Why I use Django services layer

One question that is often asked on Django reddit is "Where do I put my business logic?". There are a few possible answers to that:

  • The "official" one: Models (fat model approach)
  • Managers and QuerySets
  • Services

I do think that, unless you're build a strictly CRUD app, neither of the 2 first approaches are good enough.

Most of the products and apps I've been building are pretty "complex" in the sense that they can't work alone. I mean, they need to handle multiple writes to the database, connect to external systems (usually via REST APIs) and do lots of business checks (multiple models).

For me, I doesn't look as if I could put these things in any of the previous 2 items. Hence, the "service layer".

I always end up creating a services.py file where I write methods that do all those things. Not uncommon to a method, still trying to keep the single responsibility principle, do a sequence of things that are related: read a model, check conditions, connect to an external API and so on.

One application we are building is for a logistics center. This kind of application, usually, have lots of business checks. You have to check product availability, product lot expiry dates, communicate with internal and external ERPs etc.
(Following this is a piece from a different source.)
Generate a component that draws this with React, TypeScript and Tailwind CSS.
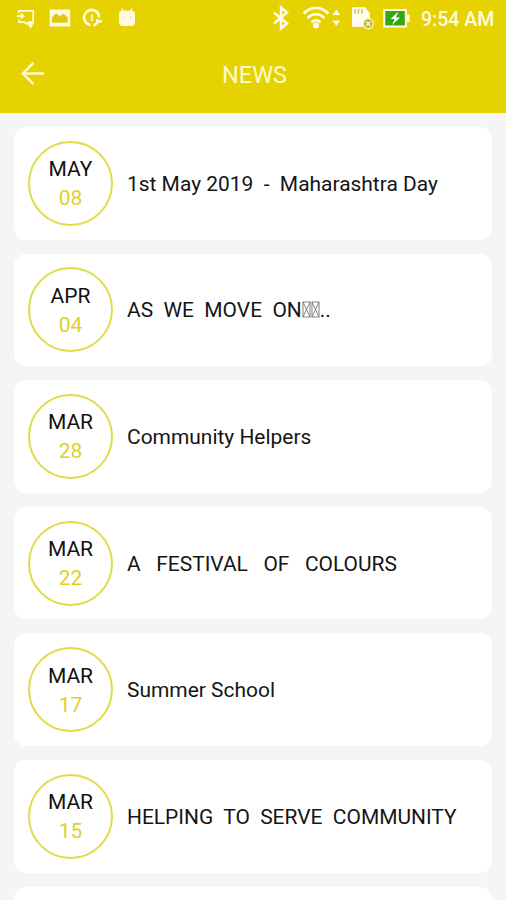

These operations must be done in sequence and, sometimes, in a idempotent manner. In these cases, I can use the @transaction decorator to guarantee that.

There some good points delineared here and I think, from the discussions I've seen and participated, that Django community is leaning towards to the non-services approach. My guess is, since Django is an "old" framework (17 years "on the road") and, in its inception the fat model approach was a thing for building sites and CMSs, it doesn't take into account the kind of business logic I mentioned above.

I tend to keep my models and views very thin. Services comes to help me centralize the business logic (remember, Separation of Concerns) separated from my data and my presentation.